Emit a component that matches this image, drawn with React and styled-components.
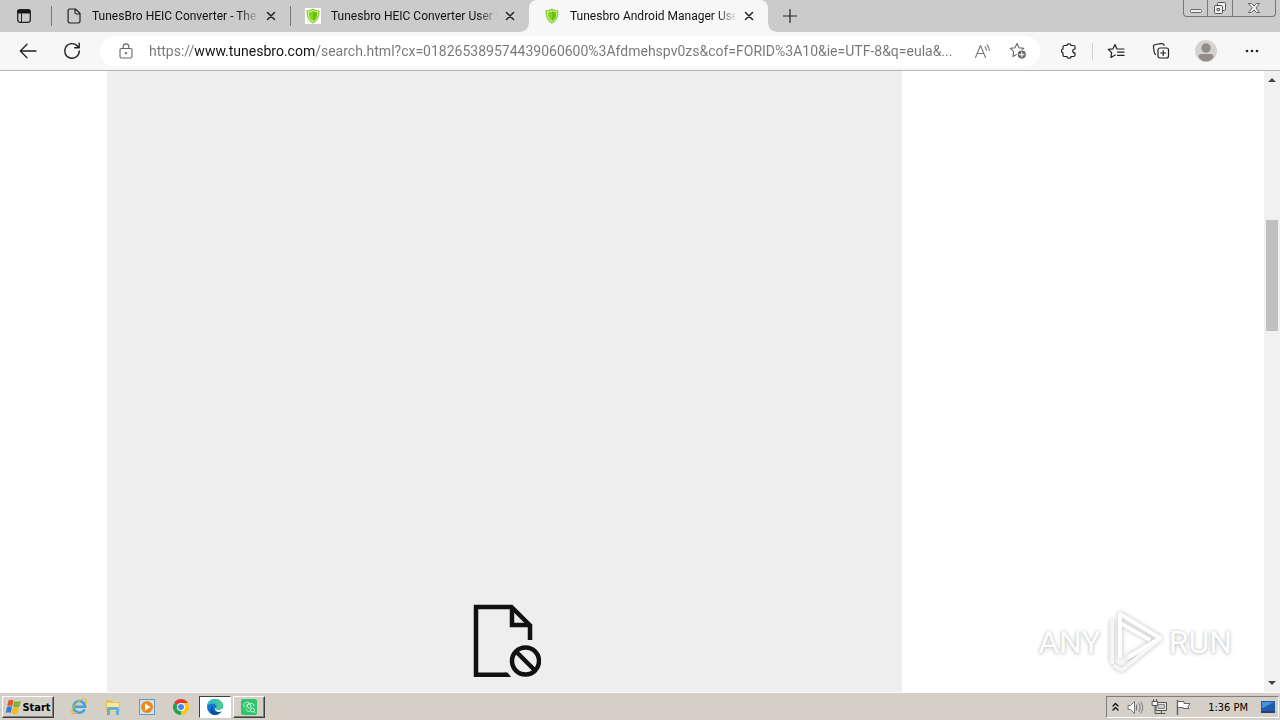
import React, { useState } from "react";
import styled, { createGlobalStyle, css } from "styled-components";

const GlobalStyle = createGlobalStyle`
  * { box-sizing: border-box; }
  body { margin: 0; background: #fff; }
  button, input { font: inherit; color: inherit; }
  svg { display: block; flex: none; }
`;

const Screen = styled.div`
  display: flex;
  flex-direction: column;
  height: 100vh;
  overflow: hidden;
  font-family: Roboto, "Noto Sans", sans-serif;
  font-size: 12px;
  color: #111;
`;

const PlainButton = styled.button`
  display: flex;
  align-items: center;
  justify-content: center;
  padding: 0;
  border: 0;
  background: none;
`;

/* ---------- tab strip ---------- */
const TabStrip = styled.header`
  display: flex;
  align-items: stretch;
  height: 32px;
  background: #cbcbcb;
`;

const TabActions = styled(PlainButton)`
  width: 51px;
  padding-right: 3px;
`;

const TabItem = styled.div`
  position: relative;
  display: flex;
  align-items: center;
  flex: 0 1 239px;
  min-width: 0;
  padding: 0 10px 0 15px;
  ${(p) =>
    p.$active
      ? css`
          background: #f7f7f7;
          border-radius: 8px 8px 0 0;
          &::before,
          &::after {
            content: "";
            position: absolute;
            bottom: 0;
            width: 8px;
            height: 8px;
          }
          &::before {
            right: 100%;
            background: radial-gradient(circle at 0 0, transparent 7px, #f7f7f7 8px);
          }
          &::after {
            left: 100%;
            background: radial-gradient(circle at 100% 0, transparent 7px, #f7f7f7 8px);
          }
        `
      : css`
          &::before {
            content: "";
            position: absolute;
            left: 0;
            top: 6px;
            width: 1px;
            height: 20px;
            background: #777;
          }
        `}
`;

const TabTitle = styled.a`
  flex: 1;
  min-width: 0;
  margin-left: 10px;
  overflow: hidden;
  white-space: nowrap;
  line-height: 20px;
  color: #111;
  text-decoration: none;
  mask-image: linear-gradient(90deg, #000 calc(100% - 20px), transparent);
`;

const TabClose = styled(PlainButton)`
  width: 18px;
  height: 18px;
  margin-left: 3px;
`;

const NewTab = styled(PlainButton)`
  width: 44px;
`;

const WindowControls = styled.div`
  display: flex;
  width: 93px;
  height: 17px;
  margin: 0 4px 0 auto;
  border: 1px solid #777;
  border-top: 0;
  border-radius: 0 0 4px 4px;
`;

const WindowButton = styled(PlainButton)`
  flex: ${(p) => p.$grow || 1};
  & + & {
    border-left: 1px solid #777;
  }
`;

/* ---------- toolbar ---------- */
const Toolbar = styled.nav`
  display: flex;
  align-items: center;
  height: 39px;
  padding-right: 5px;
  background: #f7f7f7;
  border-bottom: 1px solid #b5b5b5;
`;

const ToolButton = styled(PlainButton)`
  width: ${(p) => p.$width || 46}px;
  height: 30px;
`;

const BackButton = styled(ToolButton)`
  margin-left: 6px;
`;

const AddressBar = styled.form`
  display: flex;
  align-items: center;
  flex: 1;
  min-width: 0;
  height: 31px;
  margin: 0 6px;
  padding: 0 4px 0 18px;
  background: #fff;
  border-radius: 16px;
`;

/* The host part of the address is darker than the rest. */
const AddressInput = styled.input`
  flex: 1;
  min-width: 0;
  height: 24px;
  margin-left: 15px;
  padding: 0;
  border: 0;
  outline: 0;
  font-size: 14px;
  line-height: 24px;
  background: linear-gradient(90deg, #767676 45px, #111 45px, #111 166px, #767676 166px);
  background-clip: text;
  -webkit-background-clip: text;
  -webkit-text-fill-color: transparent;
`;

const ToolDivider = styled.span`
  width: 1px;
  height: 17px;
  background: #d0d0d0;
`;

/* ---------- page ---------- */
const Viewport = styled.main`
  display: flex;
  flex: 1;
  min-height: 0;
`;

const PageBody = styled.div`
  position: relative;
  flex: 1;
  padding-left: 107px;
  background: #fff;
`;

const BlockedFrame = styled.section`
  display: flex;
  align-items: flex-end;
  justify-content: center;
  max-width: 795px;
  height: 100%;
  padding-bottom: 14px;
  background: #eee;
`;

const Watermark = styled.div`
  position: absolute;
  right: 32px;
  bottom: 14px;
  display: flex;
  align-items: center;
  gap: 4px;
  font: 32px/72px Roboto, "Liberation Sans", sans-serif;
  color: #fdfdfd;
  text-shadow: 0 0 3px #bbb, 0 2px 4px #ddd;
  svg {
    filter: drop-shadow(0 0 2px #bbb);
  }
`;

const ScrollBar = styled.div`
  display: flex;
  flex-direction: column;
  width: 16px;
  padding: 0 2px;
  background: #f1f1f1;
`;

const ScrollArrow = styled(PlainButton)`
  height: 17px;
`;

const ScrollSpace = styled.span`
  flex: ${(p) => p.$share};
`;

const ScrollThumb = styled.span`
  flex: 111;
  background: #c1c1c1;
`;

/* ---------- taskbar ---------- */
const Taskbar = styled.footer`
  display: flex;
  align-items: center;
  height: 28px;
  padding: 1px 0 0 2px;
  background: #d4d0c8;
  border-top: 1px solid #fff;
  font-family: "DejaVu Sans Condensed", "DejaVu Sans", sans-serif;
  font-size: 11px;
`;

const raised = css`
  border: 1px solid;
  border-color: #fff #404040 #404040 #fff;
  box-shadow: inset -1px -1px 0 #808080;
`;

const StartButton = styled(PlainButton)`
  ${raised}
  width: 52px;
  height: 22px;
  margin-right: 8px;
  font-weight: bold;
  color: #000;
`;

const TaskButton = styled(PlainButton)`
  width: ${(p) => (p.$state ? 32 : 34)}px;
  height: 22px;
  ${(p) => p.$state === "open" && raised}
  ${(p) =>
    p.$state === "active" &&
    css`
      margin: 0 2px 0 1px;
      background: #fff;
      border: 1px solid;
      border-color: #404040 #fff #fff #404040;
    `}
`;

const Tray = styled.div`
  display: flex;
  align-items: center;
  gap: 7px;
  height: 22px;
  margin: 0 1px 0 auto;
  padding: 0 2px 0 4px;
  border: 1px solid;
  border-color: #808080 #fff #fff #808080;
`;

const Clock = styled.time`
  margin: 0 5px 0 9px;
  white-space: nowrap;
  color: #000;
`;

/* ---------- icons ---------- */
const Line = ({ w = 20, h = w, color = "#222", sw = 1, children }) => (
  <svg width={w} height={h} viewBox={`0 0 ${w} ${h}`} fill="none" stroke={color} strokeWidth={sw} strokeLinecap="round" strokeLinejoin="round" aria-hidden="true">
    {children}
  </svg>
);

const TabActionsIcon = () => (
  <Line w={16}>
    <rect x="1.7" y="1.7" width="12.6" height="12.6" rx="2.5" strokeWidth="1.3" />
    <path d="M2 2h12v3H2z" fill="#111" />
    <path d="M5.5 5v9" />
  </Line>
);

const FileIcon = () => (
  <Line w={16} sw={1.2}>
    <path d="M3.800 1h5.700l4.500 4.500v7.800c0 1-.7 1.700-1.700 1.700H3.800c-1 0-1.700-.7-1.700-1.700V2.700C2.100 1.700 2.800 1 3.800 1zM9 1.200v3.300c0 1 .5 1.500 1.500 1.500h3.200" />
  </Line>
);

const ShieldIcon = ({ backed }) => (
  <svg width="16" height="16" viewBox="0 0 16 16" aria-hidden="true">
    {backed && <path d="M0 0h16v16H0z" fill="#fff" />}
    <path d="M8 .5c2 1.300 4.200 1.700 6.500 1.800.2 6-1.200 10.700-6.500 13.400C2.700 13 1.300 8.300 1.500 2.300 3.800 2.200 6 1.800 8 .5z" fill="#91ca3b" />
    <path d="M8 2c1.600 1 3.300 1.400 5.200 1.500 0 5-1.100 8.500-5.200 10.700C3.900 12 2.800 8.500 2.800 3.500 4.700 3.400 6.400 3 8 2z" fill="#d7f2a2" />
    <path d="M8 3.200c1.300.8 2.700 1.100 4.200 1.200 0 4-1 6.800-4.200 8.600-3.200-1.800-4.200-4.600-4.200-8.600C5.300 4.300 6.700 4 8 3.200z" fill="#7fd420" />
    <path d="M8 3.200c1.300.8 2.700 1.100 4.200 1.200 0 4-1 6.800-4.200 8.600z" fill="#66c410" />
  </svg>
);

const CloseIcon = () => (
  <Line w={10} sw={1.5}>
    <path d="m1.500 1.500 7 7m0-7-7 7" />
  </Line>
);

const PlusIcon = () => (
  <Line w={14} sw={1.2}>
    <path d="M7 .5v13M.5 7h13" />
  </Line>
);

const BackIcon = () => (
  <Line w={18} sw={1.3}>
    <path d="M17 9H1.500M8 2.300 1.300 9 8 15.700" />
  </Line>
);

const ReloadIcon = () => (
  <Line w={18} sw={1.4}>
    <path d="M16.300 9a7.300 7.300 0 1 1-2.100-5.200L16 5.700M16.200 1.300v4.500h-4.500" />
  </Line>
);

const LockIcon = () => (
  <Line w={16} color="#666" sw={1.1}>
    <rect x="2" y="5.500" width="12" height="9.500" rx="1.500" />
    <path d="M5.200 5.500V3.700a2.800 2.800 0 0 1 5.600 0v1.800" />
    <circle cx="8" cy="10.200" r=".6" fill="#666" />
  </Line>
);

const ReadAloudIcon = () => (
  <Line w={18} color="#777" sw={1.1}>
    <path d="m2.500 15.500 5-12 5 12M4.200 11.500h6.600M12 5c1 1 1.400 2 1.400 3.300M14 3c1.500 1.500 2.300 3.300 2.300 5.500" />
  </Line>
);

const AddFavoriteIcon = () => (
  <Line w={18} color="#666" sw={1.1}>
    <path d="m8 1.500 2 4.300 4.700.6-3.400 3.300.8 4.700L8 12.200l-4.100 2.200.8-4.700-3.400-3.300L6 5.800z" />
    <circle cx="12.800" cy="12.600" r="4.600" fill="#666" stroke="#fff" />
    <path d="M12.800 10.400v4.400M10.600 12.600H15" stroke="#fff" />
  </Line>
);

const ExtensionsIcon = () => (
  <Line w={16} sw={1.2}>
    <path d="M3.500 2.500H6c0-2.200 4-2.200 4 0h2.500c.8 0 1.500.7 1.500 1.500v2c-3 .2-3 4 0 4.200V12c0 .8-.7 1.500-1.500 1.500H10c0 2.300-4 2.300-4 0H3.500C2.700 13.500 2 12.800 2 12V9.800C0 9.800 0 6 2 6V4c0-.8.7-1.500 1.500-1.500z" />
  </Line>
);

const FavoritesIcon = () => (
  <Line w={18} h={16} sw={1.2}>
    <path d="M10.600 6 9.800 5.800 8 1.500 6 5.800l-4.700.6 3.400 3.300-.8 4.700L8.200 12M11.500 6H17M10.500 9.200H17M10.500 12.400H17" />
  </Line>
);

const CollectionsIcon = () => (
  <Line w={18} sw={1.2}>
    <rect x="6" y="6" width="10.500" height="10" rx="2" />
    <path d="M11.200 8.500v5M8.700 11h5M3.500 12.500C2.300 11.800 2.300 10.500 2 9L1.500 5c-.2-1.200.5-2.200 1.800-2.500l6-.9c1.500-.2 2.400.3 2.900 1.700" />
  </Line>
);

const AvatarIcon = () => (
  <svg width="22" height="22" viewBox="0 0 22 22" aria-hidden="true">
    <circle cx="11" cy="11" r="11" fill="#d5d2d0" />
    <circle cx="11" cy="8" r="4.700" fill="#918c89" />
    <path d="M3.500 17c0-2 1-3 3-3h9c2 0 3 1 3 3-1.500 2.800-4.300 4.500-7.500 4.500S5 19.800 3.500 17z" fill="#918c89" />
  </svg>
);

const MoreIcon = () => (
  <svg width="16" height="4" fill="#222" aria-hidden="true">
    <circle cx="3" cy="2" r="1.300" />
    <circle cx="8" cy="2" r="1.300" />
    <circle cx="13" cy="2" r="1.300" />
  </svg>
);

const MinimizeIcon = () => (
  <Line w={14} color="#666">
    <rect x="1.500" y="8.500" width="11" height="3" rx="1" fill="#eee" />
  </Line>
);

const RestoreIcon = () => (
  <Line w={14} color="#555">
    <rect x="4.500" y="1.500" width="8" height="8" rx="1" fill="#eee" />
    <rect x="1.500" y="4.500" width="8" height="8" rx="1" fill="#eee" />
    <rect x="4.500" y="7.500" width="2" height="2" />
  </Line>
);

const WindowCloseIcon = () => (
  <Line w={14} color="#666">
    <path d="M1.500 2.500h3L7 5l2.500-2.500h3L9 7l3.500 4.500h-3L7 9l-2.500 2.500h-3L5 7z" fill="#eee" />
  </Line>
);

const BlockedIcon = () => (
  <svg width="72" height="74" viewBox="0 0 72 74" fill="none" stroke="#111" strokeWidth="4.500" aria-hidden="true">
    <path d="M37 70.700H7V3h35.500L61 21.500V36" />
    <path d="M43 3v18h18" />
    <circle cx="56.500" cy="57" r="13.500" />
    <path d="m47 47.500 19 19" />
    <path d="M36 68.450h2.500l3.500 4.500h-6z" fill="#111" stroke="none" />
  </svg>
);

const PlayLogo = () => (
  <svg width="60" height="64" viewBox="0 0 60 64" fill="none" stroke="#fdfdfd" strokeWidth="4" strokeLinejoin="round" aria-hidden="true">
    <path d="M7 54V10M15 49V4l40 24M21 49l34-20-38 31-9-5" stroke="#f6f6f6" />
    <path d="M15 48V4l40 24-32 19M15 13l30 17" />
  </svg>
);

const Triangle = ({ down }) => (
  <svg width="8" height="5" aria-hidden="true">
    <path d={down ? "M0 0h8L4 4z" : "M0 5h8L4 1z"} fill="#444" />
  </svg>
);

const WindowsIcon = () => (
  <svg width="17" height="16" viewBox="0 0 17 16" aria-hidden="true">
    <path d="M3.500 1.500c2-1.300 3.500-1 5 0L7.200 7.300c-1.500-1-3-1-5 0z" fill="#e6562b" />
    <path d="M9.300 2c2 1 4 1 6.700-.2l-1.600 5.800c-2.200 1.200-4.500 1-6.300.1z" fill="#78b72f" />
    <path d="M2 8.200c2-1.200 3.500-1 5 0l-1.300 5.700c-1.600-1-3-1-5 .1z" fill="#367bd0" />
    <path d="M7.900 8.600c1.800 1 4 1 6.300 0l-1.600 5.700c-2.200 1.200-4.200 1-6 0z" fill="#f6bd20" />
  </svg>
);

const IeIcon = () => (
  <svg width="18" height="18" viewBox="0 0 18 18" fill="none" aria-hidden="true">
    <path d="M14.500 11.500a5.800 5.800 0 1 1 .6-2.700H4.500" stroke="#3da4df" strokeWidth="2.500" />
    <path d="M2.500 15.500C-.5 13 9-.5 15.500 1.500c1.700.8 1 2.800.3 4M2.500 15.500c1 .8 3 .2 4.500-.8" stroke="#e8b92e" strokeWidth="1.200" />
  </svg>
);

const ExplorerIcon = () => (
  <svg width="18" height="18" viewBox="0 0 18 18" aria-hidden="true">
    <path d="M2 2h6l1 2h7v10H2z" fill="#e6c45d" />
    <path d="M3 5h12v8H3z" fill="#fae996" />
    <path d="M3 11c0-1.500.8-2 2-2h8c1.200 0 2 .5 2 2v6h-3v-5H6v5H3z" fill="#5fb0dc" />
  </svg>
);

const MediaIcon = () => (
  <svg width="18" height="18" viewBox="0 0 18 18" aria-hidden="true">
    <rect x="1.500" y="1.500" width="15" height="15" fill="#cce4f5" stroke="#629bc5" />
    <circle cx="9" cy="9" r="6" fill="#f18a1a" />
    <path d="m7 5.500 5.500 3.500L7 12.500z" fill="#fff" />
  </svg>
);

const ChromeIcon = () => (
  <svg width="18" height="18" viewBox="0 0 18 18" aria-hidden="true">
    <path d="M9 9 2.070 5A8 8 0 0 1 15.930 5z" fill="#e33b2e" />
    <path d="M9 9V17A8 8 0 0 1 2.070 5z" fill="#2da04b" />
    <path d="M9 9l6.930-4A8 8 0 0 1 9 17z" fill="#fbc817" />
    <path d="M9 5h6.900L12.500 11z" fill="#fbc817" />
    <circle cx="9" cy="9" r="4" fill="#fff" />
    <circle cx="9" cy="9" r="3" fill="#4285f4" />
  </svg>
);

const EdgeIcon = () => (
  <svg width="18" height="18" viewBox="0 0 18 18" aria-hidden="true">
    <circle cx="9" cy="9" r="8" fill="#1478ce" />
    <path d="M1 8C1.500 3.500 5 1 9 1c4.800 0 8 3 8 6.500 0 3-2.200 4.500-5 4.500-2 0-2.700-.8-1.700-2C11.500 7.500 9 5.500 6.500 5.700 3.500 5.800 1.500 7 1 8z" fill="#32bfc4" />
    <path d="M9 1c4.800 0 8 3 8 6.500 0 3-2.200 4.500-5 4.500-2 0-2.700-.8-1.700-2 1.500-2.500.7-6-1.300-9z" fill="#59cf7c" opacity=".7" />
    <path d="M7 8c-1.500 4 2 7.500 8 5.500-2 3-5.500 4-8.500 3C3.500 15 3.500 9.500 7 8z" fill="#0c4e9c" />
    <path d="M10.300 10c-1 1.200-.3 2 1.700 2 2 0 3.600-.6 4.500-2l1 3-2.500.5c-3 1.200-6-.5-6-3z" fill="#fff" />
  </svg>
);

const GreenAppIcon = () => (
  <svg width="18" height="18" viewBox="0 0 18 18" fill="none" stroke="#c9f7d8" aria-hidden="true">
    <rect x="1" y="1" width="16" height="16" rx="2" fill="#2fc56c" stroke="none" />
    <path d="M9 4.500C5 3 2 7 5 9.500M6 8c3-4 8-3 8 0M6 11c1 3 4 3 5 1" />
    <circle cx="9" cy="8" r="2" />
    <circle cx="12.500" cy="12" r="2" />
    <path d="m14 13.500 1.500 1.500" />
  </svg>
);

const ChevronsIcon = () => (
  <Line w={9} h={10} color="#111" sw={1.4}>
    <path d="m2 4 2.500-2.500L7 4M2 8l2.500-2.500L7 8" />
  </Line>
);

const SpeakerIcon = () => (
  <Line w={17} color="#777">
    <path d="M1.500 6.500h2l4-4v12l-4-4h-2z" fill="#fff" />
    <path d="M9.500 6v5M12 4.500c1.500 2.500 1.500 5.500 0 8M14 3c2.200 3.500 2.200 7.500 0 11" />
  </Line>
);

const NetworkIcon = () => (
  <Line w={17} color="#555">
    <rect x="5.500" y="3.500" width="10" height="8" fill="#e8e8e8" />
    <rect x="7.500" y="5.500" width="6" height="4" fill="#ccc" stroke="#888" />
    <path d="M2.500 .5v2M5.500 .5v2M4 6.500v8h3M10.500 12v2M7 14.500h7" />
    <path d="M1.500 2.500h5v4h-5z" fill="#fff" />
  </Line>
);

const FlagIcon = () => (
  <Line w={17} color="#666">
    <path d="M2.500 1.500v14" strokeWidth="1.500" />
    <path d="M3 2.500h6v2h6l-2 3 1 2H8v-1H3z" fill="#fff" />
  </Line>
);

const DesktopIcon = () => (
  <svg width="16" height="16" aria-hidden="true">
    <path d="M1 2h14v10H1z" fill="#1f5cae" />
    <path d="M2 3h12L3 9H2z" fill="#4b91d6" />
    <path d="M1 12h14v2H1z" fill="#244171" />
  </svg>
);

/* ---------- data ---------- */
const tabs = [
  { title: "TunesBro HEIC Converter - The", icon: <FileIcon /> },
  { title: "Tunesbro HEIC Converter User G", icon: <ShieldIcon backed /> },
  { title: "Tunesbro Android Manager Use", icon: <ShieldIcon />, active: true },
];

const tasks = [
  { label: "Internet Explorer", icon: <IeIcon /> },
  { label: "Windows Explorer", icon: <ExplorerIcon /> },
  { label: "Media Player", icon: <MediaIcon /> },
  { label: "Chrome", icon: <ChromeIcon /> },
  { label: "Edge", icon: <EdgeIcon />, state: "active" },
  { label: "TunesBro", icon: <GreenAppIcon />, state: "open" },
];

export default function App() {
  const [url, setUrl] = useState(
    "https://www.tunesbro.com/search.html?cx=018265389574439060600%3Afdmehspv0zs&cof=FORID%3A10&ie=UTF-8&q=eula&..."
  );
  return (
    <Screen>
      <GlobalStyle />
      <TabStrip>
        <TabActions aria-label="Tab actions"><TabActionsIcon /></TabActions>
        {tabs.map((tab) => (
          <TabItem key={tab.title} $active={tab.active}>
            {tab.icon}
            <TabTitle href="#">{tab.title}</TabTitle>
            <TabClose aria-label="Close tab"><CloseIcon /></TabClose>
          </TabItem>
        ))}
        <NewTab aria-label="New tab"><PlusIcon /></NewTab>
        <WindowControls>
          <WindowButton $grow={5} aria-label="Minimize"><MinimizeIcon /></WindowButton>
          <WindowButton $grow={5} aria-label="Restore"><RestoreIcon /></WindowButton>
          <WindowButton $grow={9} aria-label="Close"><WindowCloseIcon /></WindowButton>
        </WindowControls>
      </TabStrip>
      <Toolbar>
        <BackButton $width={44} aria-label="Back"><BackIcon /></BackButton>
        <ToolButton $width={44} aria-label="Reload"><ReloadIcon /></ToolButton>
        <AddressBar onSubmit={(e) => e.preventDefault()}>
          <LockIcon />
          <AddressInput aria-label="Address" value={url} onChange={(e) => setUrl(e.target.value)} />
          <ToolButton $width={36} type="button" aria-label="Read aloud"><ReadAloudIcon /></ToolButton>
          <ToolButton $width={36} type="button" aria-label="Add to favorites"><AddFavoriteIcon /></ToolButton>
        </AddressBar>
        <ToolButton aria-label="Extensions"><ExtensionsIcon /></ToolButton>
        <ToolDivider />
        <ToolButton aria-label="Favorites"><FavoritesIcon /></ToolButton>
        <ToolButton $width={44} aria-label="Collections"><CollectionsIcon /></ToolButton>
        <ToolButton aria-label="Profile"><AvatarIcon /></ToolButton>
        <ToolButton aria-label="More"><MoreIcon /></ToolButton>
      </Toolbar>
      <Viewport>
        <PageBody>
          <BlockedFrame aria-label="Blocked content"><BlockedIcon /></BlockedFrame>
          <Watermark>
            <span>ANY</span>
            <PlayLogo />
            <span>RUN</span>
          </Watermark>
        </PageBody>
        <ScrollBar>
          <ScrollArrow aria-label="Scroll up"><Triangle /></ScrollArrow>
          <ScrollSpace $share={132} />
          <ScrollThumb />
          <ScrollSpace $share={344} />
          <ScrollArrow aria-label="Scroll down"><Triangle down /></ScrollArrow>
        </ScrollBar>
      </Viewport>
      <Taskbar>
        <StartButton><WindowsIcon />Start</StartButton>
        {tasks.map((task) => (
          <TaskButton key={task.label} $state={task.state} aria-label={task.label}>{task.icon}</TaskButton>
        ))}
        <Tray>
          <ChevronsIcon />
          <SpeakerIcon />
          <NetworkIcon />
          <FlagIcon />
          <Clock>1:36 PM</Clock>
          <DesktopIcon />
        </Tray>
      </Taskbar>
    </Screen>
  );
}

..........

Where a line holds the string "image", copy that line.

## Complete response
Emit a component that matches this image, drawn with React and styled-components.
  mask-image: linear-gradient(90deg, #000 calc(100% - 20px), transparent);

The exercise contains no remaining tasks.